Anyhow - about using them horizontally - Should be no problem at all. Though you need to know that any leak at the cap will result in liquid leaking, which is messier than just a CO2 leak. You might want to keep them in some kind of tub until you know there are no leaks in your system. If you naturally carb, I’d leave them upright so that’s not an issue.

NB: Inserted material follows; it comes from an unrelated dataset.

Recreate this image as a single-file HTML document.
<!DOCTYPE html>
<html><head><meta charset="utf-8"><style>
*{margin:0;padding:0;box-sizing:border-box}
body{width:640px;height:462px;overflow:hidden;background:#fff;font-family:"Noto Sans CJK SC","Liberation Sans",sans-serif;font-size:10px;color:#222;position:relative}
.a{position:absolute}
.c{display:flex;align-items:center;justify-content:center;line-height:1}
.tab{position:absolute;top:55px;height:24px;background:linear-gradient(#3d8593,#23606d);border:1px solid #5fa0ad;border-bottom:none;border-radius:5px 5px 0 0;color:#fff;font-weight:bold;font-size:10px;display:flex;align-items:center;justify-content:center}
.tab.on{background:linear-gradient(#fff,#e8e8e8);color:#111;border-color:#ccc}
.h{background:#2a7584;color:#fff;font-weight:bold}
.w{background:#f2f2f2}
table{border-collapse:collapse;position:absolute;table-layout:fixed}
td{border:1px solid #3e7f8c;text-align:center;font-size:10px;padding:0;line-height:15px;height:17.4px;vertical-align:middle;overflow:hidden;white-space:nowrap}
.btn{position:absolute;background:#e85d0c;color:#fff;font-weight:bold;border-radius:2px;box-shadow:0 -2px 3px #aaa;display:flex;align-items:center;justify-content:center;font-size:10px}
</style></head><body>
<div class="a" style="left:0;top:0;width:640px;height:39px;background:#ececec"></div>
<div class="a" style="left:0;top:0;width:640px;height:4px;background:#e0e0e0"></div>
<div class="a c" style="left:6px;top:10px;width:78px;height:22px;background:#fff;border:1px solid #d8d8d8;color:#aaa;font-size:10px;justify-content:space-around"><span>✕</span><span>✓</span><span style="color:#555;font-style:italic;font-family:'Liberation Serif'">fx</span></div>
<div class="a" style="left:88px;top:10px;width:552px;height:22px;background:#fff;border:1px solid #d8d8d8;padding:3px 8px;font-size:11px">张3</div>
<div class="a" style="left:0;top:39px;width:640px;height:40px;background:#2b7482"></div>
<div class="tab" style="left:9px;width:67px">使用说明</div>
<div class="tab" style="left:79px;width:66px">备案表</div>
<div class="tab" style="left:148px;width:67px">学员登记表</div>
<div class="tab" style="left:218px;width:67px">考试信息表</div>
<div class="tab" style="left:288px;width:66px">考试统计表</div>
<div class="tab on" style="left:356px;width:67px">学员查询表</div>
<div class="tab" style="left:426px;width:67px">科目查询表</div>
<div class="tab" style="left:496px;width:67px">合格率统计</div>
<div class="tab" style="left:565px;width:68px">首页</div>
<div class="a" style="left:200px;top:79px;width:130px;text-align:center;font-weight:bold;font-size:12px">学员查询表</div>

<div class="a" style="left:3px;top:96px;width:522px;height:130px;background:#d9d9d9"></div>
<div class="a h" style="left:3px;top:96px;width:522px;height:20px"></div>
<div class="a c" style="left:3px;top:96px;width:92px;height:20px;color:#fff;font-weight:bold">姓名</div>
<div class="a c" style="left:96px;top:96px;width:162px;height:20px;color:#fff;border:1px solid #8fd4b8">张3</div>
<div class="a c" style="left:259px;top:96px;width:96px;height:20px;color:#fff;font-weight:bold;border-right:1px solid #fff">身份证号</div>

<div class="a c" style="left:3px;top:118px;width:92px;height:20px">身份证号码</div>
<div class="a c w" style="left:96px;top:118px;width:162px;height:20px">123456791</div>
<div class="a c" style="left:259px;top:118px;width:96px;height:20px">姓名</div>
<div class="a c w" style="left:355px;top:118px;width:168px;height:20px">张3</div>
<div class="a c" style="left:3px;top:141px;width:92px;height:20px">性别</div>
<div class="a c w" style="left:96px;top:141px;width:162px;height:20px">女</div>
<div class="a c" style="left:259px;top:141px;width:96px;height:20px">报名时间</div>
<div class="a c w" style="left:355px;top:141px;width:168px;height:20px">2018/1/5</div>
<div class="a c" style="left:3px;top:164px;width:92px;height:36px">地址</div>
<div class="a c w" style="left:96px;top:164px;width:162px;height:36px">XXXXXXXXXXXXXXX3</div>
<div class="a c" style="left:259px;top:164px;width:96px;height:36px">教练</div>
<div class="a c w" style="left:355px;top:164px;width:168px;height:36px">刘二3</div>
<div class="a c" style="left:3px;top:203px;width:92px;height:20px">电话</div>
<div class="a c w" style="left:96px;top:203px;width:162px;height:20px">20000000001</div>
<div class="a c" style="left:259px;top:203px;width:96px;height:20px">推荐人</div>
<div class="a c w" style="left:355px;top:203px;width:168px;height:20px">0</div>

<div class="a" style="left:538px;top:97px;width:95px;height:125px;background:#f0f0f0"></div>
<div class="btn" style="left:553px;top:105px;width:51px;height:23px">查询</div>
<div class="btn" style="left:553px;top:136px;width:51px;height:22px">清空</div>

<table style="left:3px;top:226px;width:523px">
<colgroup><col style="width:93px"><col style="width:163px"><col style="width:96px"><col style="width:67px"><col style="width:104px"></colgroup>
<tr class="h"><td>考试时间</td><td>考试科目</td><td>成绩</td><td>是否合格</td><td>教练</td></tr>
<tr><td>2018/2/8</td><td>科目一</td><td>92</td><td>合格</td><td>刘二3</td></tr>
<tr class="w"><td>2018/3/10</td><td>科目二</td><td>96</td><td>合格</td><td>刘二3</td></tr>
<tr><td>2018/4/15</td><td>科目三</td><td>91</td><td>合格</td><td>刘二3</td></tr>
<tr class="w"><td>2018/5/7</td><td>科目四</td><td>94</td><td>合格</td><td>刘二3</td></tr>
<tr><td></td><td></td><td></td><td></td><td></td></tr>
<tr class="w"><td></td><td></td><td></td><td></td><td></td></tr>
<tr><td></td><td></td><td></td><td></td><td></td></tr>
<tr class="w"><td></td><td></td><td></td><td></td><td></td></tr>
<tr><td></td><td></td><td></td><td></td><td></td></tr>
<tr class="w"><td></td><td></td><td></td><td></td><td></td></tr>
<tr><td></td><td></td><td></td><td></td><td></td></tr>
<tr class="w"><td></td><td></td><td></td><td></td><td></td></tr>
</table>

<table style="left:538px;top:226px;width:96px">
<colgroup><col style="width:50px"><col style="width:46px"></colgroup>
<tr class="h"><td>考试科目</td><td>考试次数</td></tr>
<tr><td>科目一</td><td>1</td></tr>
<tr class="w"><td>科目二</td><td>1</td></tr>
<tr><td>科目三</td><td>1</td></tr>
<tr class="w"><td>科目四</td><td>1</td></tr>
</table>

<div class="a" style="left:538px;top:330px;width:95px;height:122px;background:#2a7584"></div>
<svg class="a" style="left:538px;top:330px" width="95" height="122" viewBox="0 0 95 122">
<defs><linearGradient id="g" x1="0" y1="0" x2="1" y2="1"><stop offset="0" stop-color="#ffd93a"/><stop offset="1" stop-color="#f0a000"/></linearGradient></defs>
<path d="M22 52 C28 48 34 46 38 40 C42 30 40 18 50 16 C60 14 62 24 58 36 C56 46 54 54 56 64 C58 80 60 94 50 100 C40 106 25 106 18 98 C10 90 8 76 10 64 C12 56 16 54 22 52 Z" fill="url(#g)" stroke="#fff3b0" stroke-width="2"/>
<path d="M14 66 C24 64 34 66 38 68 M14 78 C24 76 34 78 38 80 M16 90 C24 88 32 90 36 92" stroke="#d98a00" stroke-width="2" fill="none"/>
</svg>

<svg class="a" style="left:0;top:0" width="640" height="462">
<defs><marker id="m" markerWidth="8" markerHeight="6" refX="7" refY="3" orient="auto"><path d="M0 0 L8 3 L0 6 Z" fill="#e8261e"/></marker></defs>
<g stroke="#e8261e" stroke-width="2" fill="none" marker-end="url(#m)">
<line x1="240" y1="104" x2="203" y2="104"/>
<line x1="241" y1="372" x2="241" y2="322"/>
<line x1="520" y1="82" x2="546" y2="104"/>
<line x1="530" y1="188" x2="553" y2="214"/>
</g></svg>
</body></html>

The only thing you probably need to change is to shorten the dip tube a bit from what I show so it does not hang up on the bottom of the jug. If you can’t get the natural curl in the tube to reliably point down to the ‘bottom’ (the side when it is upright), you can buy a couple stainless steel nuts at the hardware store. Get them a bit larger than the 1/4" OD of the dip-hose, and cut a 1" piece of hose, slit it, and you can get the nut to screw onto the end of the tube - the slit hose will take up the extra space. Cut it to give a snug fit. The nut (or two) should provide enough weight so that gravity pulls it down. The nuts have rounded edges, so I don’t think they will scratch the jug, though you could slip a short piece of tubing over the nut if that is a concern. You can also try to form your own curl in the tube by dipping it in just under-boiling water, then let it cool in the shape you want. But I suspect you will need the weight (which is what Tap-A-Draft uses).

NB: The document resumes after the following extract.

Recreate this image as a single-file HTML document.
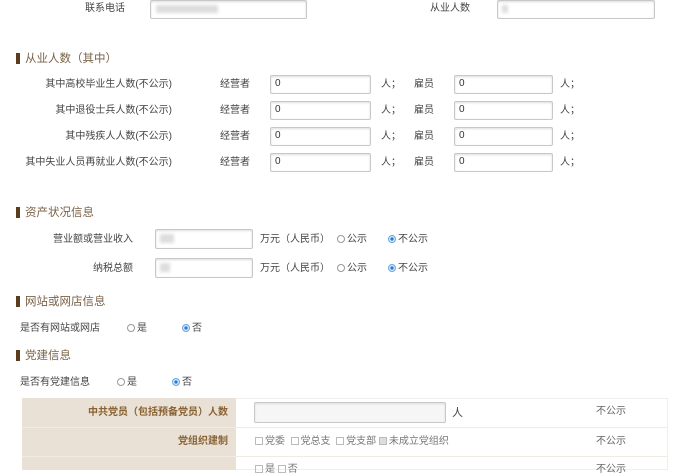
<!DOCTYPE html>
<html><head><meta charset="utf-8"><style>
*{margin:0;padding:0;box-sizing:border-box}
body{width:700px;height:470px;overflow:hidden;background:#fff;position:relative;font-family:"Liberation Sans","Noto Sans CJK SC",sans-serif;font-size:10px;color:#444}
.a{position:absolute;white-space:nowrap;line-height:12px}
.r{text-align:right}
.in{position:absolute;border:1px solid #c8c8c8;border-radius:2px;background:#fff;box-shadow:inset 0 1px 2px #ddd;font-size:10px;padding-left:4px;line-height:16px;color:#333}
.h{position:absolute;font-size:11.5px;color:#7a6248;line-height:14px;white-space:nowrap}
.h:before{content:"";position:absolute;left:-9px;top:1px;width:4px;height:11px;background:#5b3c1c}
.rd{display:inline-block;width:8px;height:8px;border:1px solid #999;border-radius:50%;vertical-align:-1px;margin-right:2px;background:#fff}
.rd.on{border-color:#6aa8e0;background:radial-gradient(circle,#2c7ccf 35%,#d7e9fa 45%)}
.cb{display:inline-block;width:8px;height:8px;border:1px solid #bbb;vertical-align:-1px;margin-right:2px}
.blur{position:absolute;background:#ddd;filter:blur(1.5px)}
</style></head><body>
<div class="a" style="left:85px;top:3px">联系电话</div>
<div class="in" style="left:150px;top:0;width:157px;height:19px"></div>
<div class="blur" style="left:156px;top:5px;width:62px;height:8px"></div>
<div class="a" style="left:430px;top:3px">从业人数</div>
<div class="in" style="left:497px;top:0;width:158px;height:19px"></div>
<div class="blur" style="left:502px;top:5px;width:6px;height:8px"></div>

<div class="h" style="left:25px;top:52px">从业人数（其中）</div>
<div class="a r" style="left:0;width:172px;top:79px">其中高校毕业生人数(不公示)</div>
<div class="a r" style="left:0;width:172px;top:105px">其中退役士兵人数(不公示)</div>
<div class="a r" style="left:0;width:172px;top:131px">其中残疾人人数(不公示)</div>
<div class="a r" style="left:0;width:172px;top:157px">其中失业人员再就业人数(不公示)</div>
<div class="a" style="left:220px;top:79px">经营者</div>
<div class="a" style="left:220px;top:105px">经营者</div>
<div class="a" style="left:220px;top:131px">经营者</div>
<div class="a" style="left:220px;top:157px">经营者</div>
<div class="in" style="left:270px;top:75px;width:101px;height:19px">0</div>
<div class="in" style="left:270px;top:101px;width:101px;height:19px">0</div>
<div class="in" style="left:270px;top:127px;width:101px;height:19px">0</div>
<div class="in" style="left:270px;top:153px;width:101px;height:19px">0</div>
<div class="a" style="left:381px;top:79px">人；</div>
<div class="a" style="left:381px;top:105px">人；</div>
<div class="a" style="left:381px;top:131px">人；</div>
<div class="a" style="left:381px;top:157px">人；</div>
<div class="a" style="left:414px;top:79px">雇员</div>
<div class="a" style="left:414px;top:105px">雇员</div>
<div class="a" style="left:414px;top:131px">雇员</div>
<div class="a" style="left:414px;top:157px">雇员</div>
<div class="in" style="left:454px;top:75px;width:99px;height:19px">0</div>
<div class="in" style="left:454px;top:101px;width:99px;height:19px">0</div>
<div class="in" style="left:454px;top:127px;width:99px;height:19px">0</div>
<div class="in" style="left:454px;top:153px;width:99px;height:19px">0</div>
<div class="a" style="left:560px;top:79px">人；</div>
<div class="a" style="left:560px;top:105px">人；</div>
<div class="a" style="left:560px;top:131px">人；</div>
<div class="a" style="left:560px;top:157px">人；</div>

<div class="h" style="left:25px;top:206px">资产状况信息</div>
<div class="a r" style="left:0;width:133px;top:234px">营业额或营业收入</div>
<div class="a r" style="left:0;width:133px;top:263px">纳税总额</div>
<div class="in" style="left:155px;top:229px;width:98px;height:20px"></div>
<div class="in" style="left:155px;top:258px;width:98px;height:20px"></div>
<div class="blur" style="left:160px;top:234px;width:14px;height:9px"></div>
<div class="blur" style="left:160px;top:263px;width:10px;height:9px"></div>
<div class="a" style="left:260px;top:234px">万元（人民币）</div>
<div class="a" style="left:260px;top:263px">万元（人民币）</div>
<div class="a" style="left:337px;top:234px"><span class="rd"></span>公示</div>
<div class="a" style="left:337px;top:263px"><span class="rd"></span>公示</div>
<div class="a" style="left:388px;top:234px"><span class="rd on"></span>不公示</div>
<div class="a" style="left:388px;top:263px"><span class="rd on"></span>不公示</div>

<div class="h" style="left:25px;top:295px">网站或网店信息</div>
<div class="a" style="left:20px;top:323px">是否有网站或网店</div>
<div class="a" style="left:127px;top:323px"><span class="rd"></span>是</div>
<div class="a" style="left:182px;top:323px"><span class="rd on"></span>否</div>

<div class="h" style="left:25px;top:349px">党建信息</div>
<div class="a" style="left:20px;top:377px">是否有党建信息</div>
<div class="a" style="left:117px;top:377px"><span class="rd"></span>是</div>
<div class="a" style="left:172px;top:377px"><span class="rd on"></span>否</div>

<div style="position:absolute;left:22px;top:398px;width:646px;height:72px;border:1px solid #eee;background:#fff"></div>
<div style="position:absolute;left:22px;top:398px;width:214px;height:72px;background:#e9e1d5"></div>
<div style="position:absolute;left:22px;top:427px;width:646px;height:1px;background:#f0ebe4"></div>
<div style="position:absolute;left:22px;top:456px;width:646px;height:1px;background:#f0ebe4"></div>
<div class="a r" style="left:22px;width:206px;top:407px;color:#8a6234;font-weight:bold">中共党员（包括预备党员）人数</div>
<div class="a r" style="left:22px;width:206px;top:436px;color:#8a6234;font-weight:bold">党组织建制</div>
<div class="in" style="left:254px;top:402px;width:192px;height:21px;background:#f6f6f6"></div>
<div class="a" style="left:452px;top:407px;font-size:11px">人</div>
<div class="a" style="left:596px;top:406px;color:#666">不公示</div>
<div class="a" style="left:596px;top:436px;color:#666">不公示</div>
<div class="a" style="left:255px;top:436px;color:#777"><span class="cb"></span>党委&nbsp;&nbsp;<span class="cb"></span>党总支&nbsp;&nbsp;<span class="cb"></span>党支部&nbsp;<span class="cb" style="background:#ddd"></span>未成立党组织</div>
<div class="a" style="left:255px;top:464px;color:#777"><span class="cb"></span>是 <span class="cb"></span>否</div>
<div class="a" style="left:596px;top:464px;color:#666">不公示</div>
</body></html>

Let me know how it goes. I’m really happy with this so far. Cleaning and draining the 3L and 6L is cake compared to those mini-kegs. Filling is easier too, since you can easily see the level.

-kenc

Fantastic! I had the same problems with a metallic taste from the minikegs and have already purchased the TAD bottles and caps. I will be picking up some #4 stoppers and cutting the caps to fit today!

Yoohoo!!

TPH

FYI, I just published a thread for a cheap DIY Paintball adapter as an alternative to a full sized (5, 10 or 20#) CO2 tank and regulator. Could be used as a main CO2 source, or just for portable use if you already have a CO2 tank and regulator. Might be a nice option for someone just getting started with this set up.

viewtopic.php?f=29&t=121687

-kenc

Guessing these images got lost in thr upgrade also. That a shame, looks like some more great information.